Return every line below as is, leaving out the pictures.

⁂

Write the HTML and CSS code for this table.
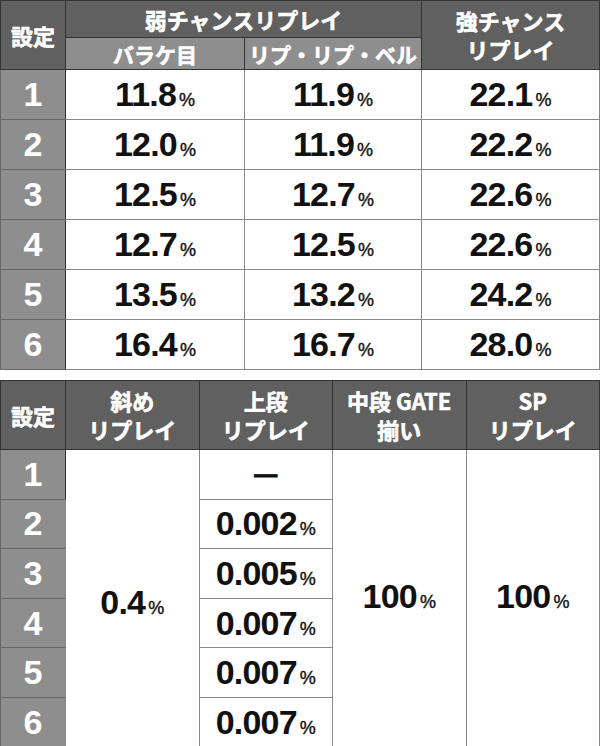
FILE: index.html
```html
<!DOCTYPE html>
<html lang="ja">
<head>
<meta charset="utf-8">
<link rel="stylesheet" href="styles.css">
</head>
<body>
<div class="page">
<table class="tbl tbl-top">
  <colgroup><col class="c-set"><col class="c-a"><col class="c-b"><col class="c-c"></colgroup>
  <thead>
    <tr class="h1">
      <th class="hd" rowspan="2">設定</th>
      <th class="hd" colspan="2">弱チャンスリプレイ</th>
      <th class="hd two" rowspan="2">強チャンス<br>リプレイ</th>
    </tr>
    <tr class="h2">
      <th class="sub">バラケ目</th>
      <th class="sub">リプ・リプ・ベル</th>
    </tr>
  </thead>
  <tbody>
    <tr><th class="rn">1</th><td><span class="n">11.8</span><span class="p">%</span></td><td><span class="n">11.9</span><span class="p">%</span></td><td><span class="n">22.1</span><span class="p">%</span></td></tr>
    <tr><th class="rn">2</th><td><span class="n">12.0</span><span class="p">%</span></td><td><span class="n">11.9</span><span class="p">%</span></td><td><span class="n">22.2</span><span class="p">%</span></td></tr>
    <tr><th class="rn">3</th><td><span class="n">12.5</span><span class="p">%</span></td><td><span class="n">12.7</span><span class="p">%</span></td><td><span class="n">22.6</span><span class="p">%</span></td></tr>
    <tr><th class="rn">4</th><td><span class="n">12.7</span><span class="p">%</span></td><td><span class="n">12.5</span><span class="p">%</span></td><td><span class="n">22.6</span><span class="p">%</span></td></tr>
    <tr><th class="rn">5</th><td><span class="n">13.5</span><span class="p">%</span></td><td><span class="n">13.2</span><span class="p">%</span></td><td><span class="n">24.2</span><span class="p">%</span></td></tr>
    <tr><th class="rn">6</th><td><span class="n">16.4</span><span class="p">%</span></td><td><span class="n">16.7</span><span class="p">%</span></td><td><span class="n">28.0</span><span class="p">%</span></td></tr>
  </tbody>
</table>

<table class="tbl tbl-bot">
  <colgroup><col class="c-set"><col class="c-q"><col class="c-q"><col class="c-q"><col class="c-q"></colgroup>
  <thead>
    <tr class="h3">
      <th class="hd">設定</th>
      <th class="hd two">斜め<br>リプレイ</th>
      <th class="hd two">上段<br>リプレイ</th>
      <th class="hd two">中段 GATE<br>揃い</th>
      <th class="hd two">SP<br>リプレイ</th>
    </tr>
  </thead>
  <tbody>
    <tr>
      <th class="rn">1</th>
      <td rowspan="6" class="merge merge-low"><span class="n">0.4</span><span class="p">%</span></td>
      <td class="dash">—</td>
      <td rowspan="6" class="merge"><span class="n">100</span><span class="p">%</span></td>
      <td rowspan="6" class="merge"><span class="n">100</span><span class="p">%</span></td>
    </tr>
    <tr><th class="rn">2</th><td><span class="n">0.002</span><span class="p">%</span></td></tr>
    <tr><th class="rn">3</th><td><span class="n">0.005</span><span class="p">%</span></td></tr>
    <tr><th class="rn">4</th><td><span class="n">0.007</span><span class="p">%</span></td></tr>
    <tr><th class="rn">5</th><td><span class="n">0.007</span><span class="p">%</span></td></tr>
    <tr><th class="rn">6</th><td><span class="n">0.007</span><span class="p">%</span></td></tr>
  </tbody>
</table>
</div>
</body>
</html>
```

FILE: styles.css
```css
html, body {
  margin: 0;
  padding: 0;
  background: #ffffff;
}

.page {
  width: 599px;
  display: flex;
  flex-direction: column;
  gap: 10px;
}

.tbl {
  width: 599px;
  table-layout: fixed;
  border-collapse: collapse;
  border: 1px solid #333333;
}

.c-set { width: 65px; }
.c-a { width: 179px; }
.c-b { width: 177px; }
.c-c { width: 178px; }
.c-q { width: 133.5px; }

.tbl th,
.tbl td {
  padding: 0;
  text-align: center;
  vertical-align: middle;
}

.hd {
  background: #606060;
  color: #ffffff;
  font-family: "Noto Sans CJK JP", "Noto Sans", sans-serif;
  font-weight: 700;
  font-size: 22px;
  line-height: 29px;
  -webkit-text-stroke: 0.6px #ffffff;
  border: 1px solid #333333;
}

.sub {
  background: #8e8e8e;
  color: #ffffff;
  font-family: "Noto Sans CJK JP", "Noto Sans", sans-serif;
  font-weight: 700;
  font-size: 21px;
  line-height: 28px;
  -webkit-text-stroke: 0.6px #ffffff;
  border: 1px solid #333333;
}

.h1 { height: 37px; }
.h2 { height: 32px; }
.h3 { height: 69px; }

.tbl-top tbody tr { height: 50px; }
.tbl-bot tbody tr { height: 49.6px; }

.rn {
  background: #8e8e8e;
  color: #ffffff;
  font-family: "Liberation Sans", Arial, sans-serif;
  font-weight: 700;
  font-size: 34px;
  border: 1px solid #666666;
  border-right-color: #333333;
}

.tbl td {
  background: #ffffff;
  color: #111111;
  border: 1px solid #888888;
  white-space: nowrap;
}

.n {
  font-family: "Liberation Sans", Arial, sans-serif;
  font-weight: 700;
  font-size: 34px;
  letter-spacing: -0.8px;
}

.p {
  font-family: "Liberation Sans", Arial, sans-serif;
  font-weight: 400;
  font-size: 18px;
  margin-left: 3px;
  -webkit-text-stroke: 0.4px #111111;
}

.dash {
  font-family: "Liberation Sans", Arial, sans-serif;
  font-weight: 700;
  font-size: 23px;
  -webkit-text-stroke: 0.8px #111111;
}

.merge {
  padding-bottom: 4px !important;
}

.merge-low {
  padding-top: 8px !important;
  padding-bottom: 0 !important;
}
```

⁂

#### Exercise solution
Write the HTML and CSS code for this table.
FILE: index.html
```html
<!DOCTYPE html>
<html lang="ja">
<head>
<meta charset="utf-8">
<link rel="stylesheet" href="styles.css">
</head>
<body>
<div class="page">
<table class="tbl tbl-top">
  <colgroup><col class="c-set"><col class="c-a"><col class="c-b"><col class="c-c"></colgroup>
  <thead>
    <tr class="h1">
      <th class="hd" rowspan="2">設定</th>
      <th class="hd" colspan="2">弱チャンスリプレイ</th>
      <th class="hd two" rowspan="2">強チャンス<br>リプレイ</th>
    </tr>
    <tr class="h2">
      <th class="sub">バラケ目</th>
      <th class="sub">リプ・リプ・ベル</th>
    </tr>
  </thead>
  <tbody>
    <tr><th class="rn">1</th><td><span class="n">11.8</span><span class="p">%</span></td><td><span class="n">11.9</span><span class="p">%</span></td><td><span class="n">22.1</span><span class="p">%</span></td></tr>
    <tr><th class="rn">2</th><td><span class="n">12.0</span><span class="p">%</span></td><td><span class="n">11.9</span><span class="p">%</span></td><td><span class="n">22.2</span><span class="p">%</span></td></tr>
    <tr><th class="rn">3</th><td><span class="n">12.5</span><span class="p">%</span></td><td><span class="n">12.7</span><span class="p">%</span></td><td><span class="n">22.6</span><span class="p">%</span></td></tr>
    <tr><th class="rn">4</th><td><span class="n">12.7</span><span class="p">%</span></td><td><span class="n">12.5</span><span class="p">%</span></td><td><span class="n">22.6</span><span class="p">%</span></td></tr>
    <tr><th class="rn">5</th><td><span class="n">13.5</span><span class="p">%</span></td><td><span class="n">13.2</span><span class="p">%</span></td><td><span class="n">24.2</span><span class="p">%</span></td></tr>
    <tr><th class="rn">6</th><td><span class="n">16.4</span><span class="p">%</span></td><td><span class="n">16.7</span><span class="p">%</span></td><td><span class="n">28.0</span><span class="p">%</span></td></tr>
  </tbody>
</table>

<table class="tbl tbl-bot">
  <colgroup><col class="c-set"><col class="c-q"><col class="c-q"><col class="c-q"><col class="c-q"></colgroup>
  <thead>
    <tr class="h3">
      <th class="hd">設定</th>
      <th class="hd two">斜め<br>リプレイ</th>
      <th class="hd two">上段<br>リプレイ</th>
      <th class="hd two">中段 GATE<br>揃い</th>
      <th class="hd two">SP<br>リプレイ</th>
    </tr>
  </thead>
  <tbody>
    <tr>
      <th class="rn">1</th>
      <td rowspan="6" class="merge merge-low"><span class="n">0.4</span><span class="p">%</span></td>
      <td class="dash">—</td>
      <td rowspan="6" class="merge"><span class="n">100</span><span class="p">%</span></td>
      <td rowspan="6" class="merge"><span class="n">100</span><span class="p">%</span></td>
    </tr>
    <tr><th class="rn">2</th><td><span class="n">0.002</span><span class="p">%</span></td></tr>
    <tr><th class="rn">3</th><td><span class="n">0.005</span><span class="p">%</span></td></tr>
    <tr><th class="rn">4</th><td><span class="n">0.007</span><span class="p">%</span></td></tr>
    <tr><th class="rn">5</th><td><span class="n">0.007</span><span class="p">%</span></td></tr>
    <tr><th class="rn">6</th><td><span class="n">0.007</span><span class="p">%</span></td></tr>
  </tbody>
</table>
</div>
</body>
</html>
```

FILE: styles.css
```css
html, body {
  margin: 0;
  padding: 0;
  background: #ffffff;
}

.page {
  width: 599px;
  display: flex;
  flex-direction: column;
  gap: 10px;
}

.tbl {
  width: 599px;
  table-layout: fixed;
  border-collapse: collapse;
  border: 1px solid #333333;
}

.c-set { width: 65px; }
.c-a { width: 179px; }
.c-b { width: 177px; }
.c-c { width: 178px; }
.c-q { width: 133.5px; }

.tbl th,
.tbl td {
  padding: 0;
  text-align: center;
  vertical-align: middle;
}

.hd {
  background: #606060;
  color: #ffffff;
  font-family: "Noto Sans CJK JP", "Noto Sans", sans-serif;
  font-weight: 700;
  font-size: 22px;
  line-height: 29px;
  -webkit-text-stroke: 0.6px #ffffff;
  border: 1px solid #333333;
}

.sub {
  background: #8e8e8e;
  color: #ffffff;
  font-family: "Noto Sans CJK JP", "Noto Sans", sans-serif;
  font-weight: 700;
  font-size: 21px;
  line-height: 28px;
  -webkit-text-stroke: 0.6px #ffffff;
  border: 1px solid #333333;
}

.h1 { height: 37px; }
.h2 { height: 32px; }
.h3 { height: 69px; }

.tbl-top tbody tr { height: 50px; }
.tbl-bot tbody tr { height: 49.6px; }

.rn {
  background: #8e8e8e;
  color: #ffffff;
  font-family: "Liberation Sans", Arial, sans-serif;
  font-weight: 700;
  font-size: 34px;
  border: 1px solid #666666;
  border-right-color: #333333;
}

.tbl td {
  background: #ffffff;
  color: #111111;
  border: 1px solid #888888;
  white-space: nowrap;
}

.n {
  font-family: "Liberation Sans", Arial, sans-serif;
  font-weight: 700;
  font-size: 34px;
  letter-spacing: -0.8px;
}

.p {
  font-family: "Liberation Sans", Arial, sans-serif;
  font-weight: 400;
  font-size: 18px;
  margin-left: 3px;
  -webkit-text-stroke: 0.4px #111111;
}

.dash {
  font-family: "Liberation Sans", Arial, sans-serif;
  font-weight: 700;
  font-size: 23px;
  -webkit-text-stroke: 0.8px #111111;
}

.merge {
  padding-bottom: 4px !important;
}

.merge-low {
  padding-top: 8px !important;
  padding-bottom: 0 !important;
}
```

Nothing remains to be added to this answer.